A native of Sweden, Dungel earned his bachelor of laws and an LL.M. at Gothenburg University and an additional LL.M. in international law at NYU. Colleagues say he was equally adept at writing scholarly articles and gently interviewing victims of human rights abuses. Before moving to Afghanistan in February, Joakim worked with the Special Court for Sierra Leone and in the war crimes tribunal at The Hague in respect to war crimes in Yugoslavia and Rwanda.
Dungel’s NYU Law faculty and friends remember a man who was uncommonly strong both physically and in spirit, who had a passion for peace and justice, and who knew exactly what he wanted to do with his life.
“Joakim was intrigued by human rights and the power they held to bring positive change, and he made it very clear in conversations that he wanted to go out into the world and make a difference. He certainly kept his promise, taking a succession of important jobs in the field, and finally made his way to the most difficult post of all, working for the U.N. in Afghanistan.”—Philip Alston, John Norton Pomeroy Professor of Law
“He was a very hard-working, dedicated scholar of human rights law. He was determined to extract the utmost from his academic experience at NYU. Quite apart from his studies, he was a thoroughly decent person. He was forthright and confident. And somewhat incongruously—incongruous in academics, at least—he was physically one of the strongest people I have ever met. The weight machines in the NYU gym weren’t enough for him so he would get people—me included—to lean down on the weights while he lifted them.”— Patrick Mair (LL.M. ’07)
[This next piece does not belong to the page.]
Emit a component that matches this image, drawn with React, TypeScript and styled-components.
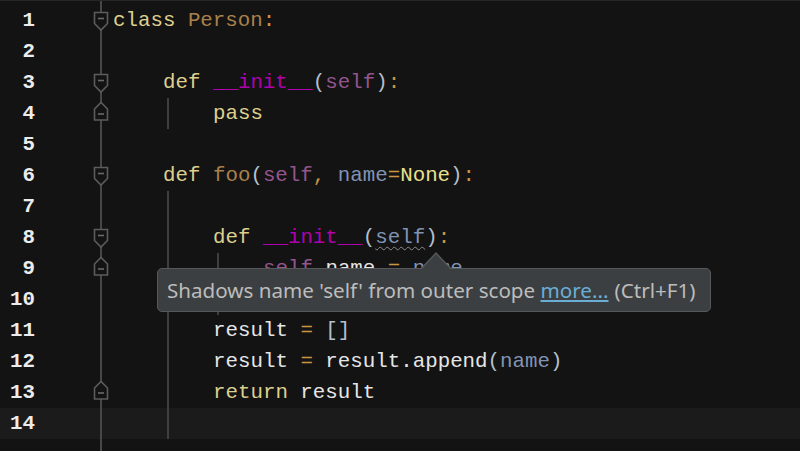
import React from 'react';
import styled, { createGlobalStyle } from 'styled-components';

const COLORS = {
  bg: '#131313',
  currentLine: '#1b1b1b',
  gutterLine: '#474747',
  guide: '#3f3f3f',
  number: '#ececec',
  keyword: '#ddd08e',
  className: '#a9814b',
  magic: '#b000b0',
  self: '#94558d',
  param: '#8193b3',
  constant: '#e9e08e',
  op: '#cc9444',
  punct: '#b4c0cc',
  plain: '#e6e6e6',
  tipBg: '#3c3f41',
  tipBorder: '#56595b',
  tipText: '#bcbcbc',
  link: '#6aaed6',
};

const GlobalStyle = createGlobalStyle`
  html, body {
    margin: 0;
    padding: 0;
    background: ${COLORS.bg};
  }
`;

const Editor = styled.div`
  position: relative;
  width: 800px;
  height: 451px;
  overflow: hidden;
  padding-top: 4px;
  box-sizing: border-box;
  border-top: 1px solid #262626;
  background:
    linear-gradient(${COLORS.gutterLine}, ${COLORS.gutterLine}) 100px 0 / 2px 100% no-repeat,
    ${COLORS.bg};
  font-family: 'Courier New', 'Nimbus Mono PS', 'FreeMono', 'Liberation Mono', monospace;
  font-size: 20.8px;
`;

const Row = styled.div<{ $current?: boolean }>`
  display: grid;
  grid-template-columns: 35px 54px 24px 1fr;
  height: 31px;
  align-items: stretch;
  background: ${(p) => (p.$current ? COLORS.currentLine : 'transparent')};
`;

const LineNumber = styled.div`
  display: flex;
  align-items: center;
  justify-content: flex-end;
  color: ${COLORS.number};
  font-weight: bold;
`;

const Spacer = styled.div``;

const FoldCell = styled.div`
  display: flex;
  align-items: flex-start;
  justify-content: center;
  background: linear-gradient(${COLORS.gutterLine}, ${COLORS.gutterLine}) 11px 0 / 2px 100% no-repeat;
  padding-top: 6px;
  box-sizing: border-box;
`;

const Code = styled.div`
  display: flex;
  align-items: stretch;
  white-space: pre;
`;

const Indent = styled.span<{ $guide?: boolean }>`
  flex: 0 0 50px;
  background: ${(p) =>
    p.$guide
      ? `linear-gradient(${COLORS.guide}, ${COLORS.guide}) 4px 0 / 2px 100% no-repeat`
      : 'none'};
`;

const Text = styled.span`
  align-self: center;
  color: ${COLORS.plain};
`;

const Tok = styled.span<{ $c: keyof typeof COLORS; $wavy?: boolean }>`
  color: ${(p) => COLORS[p.$c]};
  ${(p) =>
    p.$wavy &&
    `text-decoration: underline wavy #8a8a8a; text-decoration-thickness: 1px; text-underline-offset: 3px;`}
`;

const Tooltip = styled.div`
  position: absolute;
  left: 157px;
  top: 267px;
  width: 554px;
  height: 44px;
  box-sizing: border-box;
  padding: 0 0 1px 9px;
  display: flex;
  align-items: center;
  background: ${COLORS.tipBg};
  border: 1px solid ${COLORS.tipBorder};
  border-radius: 5px;
  color: ${COLORS.tipText};
  font-family: 'Noto Sans', 'Open Sans', sans-serif;
  font-size: 20.6px;
  white-space: nowrap;

  &::before {
    content: '';
    position: absolute;
    left: 262px;
    top: -17px;
    border-left: 16px solid transparent;
    border-right: 16px solid transparent;
    border-bottom: 17px solid ${COLORS.tipBorder};
  }

  &::after {
    content: '';
    position: absolute;
    left: 263px;
    top: -15px;
    border-left: 15px solid transparent;
    border-right: 15px solid transparent;
    border-bottom: 16px solid ${COLORS.tipBg};
  }
`;

const Link = styled.span`
  color: ${COLORS.link};
  text-decoration: underline;
  margin-right: 6px;
`;

type FoldKind = 'start' | 'end' | undefined;

function FoldMarker({ kind }: { kind: FoldKind }) {
  if (!kind) return null;
  const d = kind === 'start' ? 'M1.5 1.5 H14.5 V12.5 L8 19 L1.5 12.5 Z' : 'M1.5 19 H14.5 V8 L8 1.5 L1.5 8 Z';
  const y = kind === 'start' ? 7.5 : 13;
  return (
    <svg width="16" height="21" viewBox="0 0 16 21" style={{ marginTop: kind === 'end' ? -3 : 0 }}>
      <path d={d} fill={COLORS.bg} stroke="#5c5c5c" strokeWidth="1.6" />
      <line x1="5" x2="11" y1={y} y2={y} stroke="#6a6a6a" strokeWidth="1.6" />
    </svg>
  );
}

type Line = {
  fold?: FoldKind;
  indents: boolean[];
  code?: React.ReactNode;
  current?: boolean;
};

const lines: Line[] = [
  {
    fold: 'start',
    indents: [],
    code: (
      <>
        <Tok $c="keyword">class</Tok> <Tok $c="className">Person</Tok>
        <Tok $c="op">:</Tok>
      </>
    ),
  },
  { indents: [] },
  {
    fold: 'start',
    indents: [false],
    code: (
      <>
        <Tok $c="keyword">def</Tok> <Tok $c="magic">__init__</Tok>
        <Tok $c="punct">(</Tok>
        <Tok $c="self">self</Tok>
        <Tok $c="punct">)</Tok>
        <Tok $c="op">:</Tok>
      </>
    ),
  },
  { fold: 'end', indents: [false, true], code: <Tok $c="keyword">pass</Tok> },
  { indents: [] },
  {
    fold: 'start',
    indents: [false],
    code: (
      <>
        <Tok $c="keyword">def</Tok> <Tok $c="className">foo</Tok>
        <Tok $c="punct">(</Tok>
        <Tok $c="self">self</Tok>
        <Tok $c="op">,</Tok> <Tok $c="param">name</Tok>
        <Tok $c="op">=</Tok>
        <Tok $c="constant">None</Tok>
        <Tok $c="punct">)</Tok>
        <Tok $c="op">:</Tok>
      </>
    ),
  },
  { indents: [false, true] },
  {
    fold: 'start',
    indents: [false, true],
    code: (
      <>
        <Tok $c="keyword">def</Tok> <Tok $c="magic">__init__</Tok>
        <Tok $c="punct">(</Tok>
        <Tok $c="param" $wavy>
          self
        </Tok>
        <Tok $c="punct">)</Tok>
        <Tok $c="op">:</Tok>
      </>
    ),
  },
  {
    fold: 'end',
    indents: [false, true, true],
    code: (
      <>
        <Tok $c="self">self</Tok>.name <Tok $c="op">=</Tok> <Tok $c="param">name</Tok>
      </>
    ),
  },
  { indents: [false, true, true] },
  {
    indents: [false, true],
    code: (
      <>
        result <Tok $c="op">=</Tok> <Tok $c="punct">[]</Tok>
      </>
    ),
  },
  {
    indents: [false, true],
    code: (
      <>
        result <Tok $c="op">=</Tok> result.append<Tok $c="punct">(</Tok>
        <Tok $c="param">name</Tok>
        <Tok $c="punct">)</Tok>
      </>
    ),
  },
  {
    fold: 'end',
    indents: [false, true],
    code: (
      <>
        <Tok $c="keyword">return</Tok> result
      </>
    ),
  },
  { indents: [false, true], current: true },
];

export default function App() {
  return (
    <>
      <GlobalStyle />
      <Editor>
        {lines.map((line, i) => (
          <Row key={i} $current={line.current}>
            <LineNumber>{i + 1}</LineNumber>
            <Spacer />
            <FoldCell>
              <FoldMarker kind={line.fold} />
            </FoldCell>
            <Code>
              {line.indents.map((g, j) => (
                <Indent key={j} $guide={g} />
              ))}
              {line.code && <Text>{line.code}</Text>}
            </Code>
          </Row>
        ))}
        <Tooltip>
          Shadows name 'self' from outer scope&nbsp;<Link>more...</Link>(Ctrl+F1)
        </Tooltip>
      </Editor>
    </>
  );
}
“Joakim was so good at his job that he could have done anything, but he wanted to be the closest to the people he wanted to help. I thought he was invincible and still have difficulty realizing that he is gone.”— Céline Folsché (LL.M. ’07)
The most revealing, and now poignant, of statements is the one Dungel himself wrote in 2005 as he prepared to enter the NYU Law LL.M. program.
“Pierre Bayle said that history is ‘but a collection of continuous crimes and misfortunes of mankind.’ Sad as I am to have to agree with him, I have chosen not to stand by and watch while this history continues, because I believe people can settle their differences peacefully, rather than through violence.”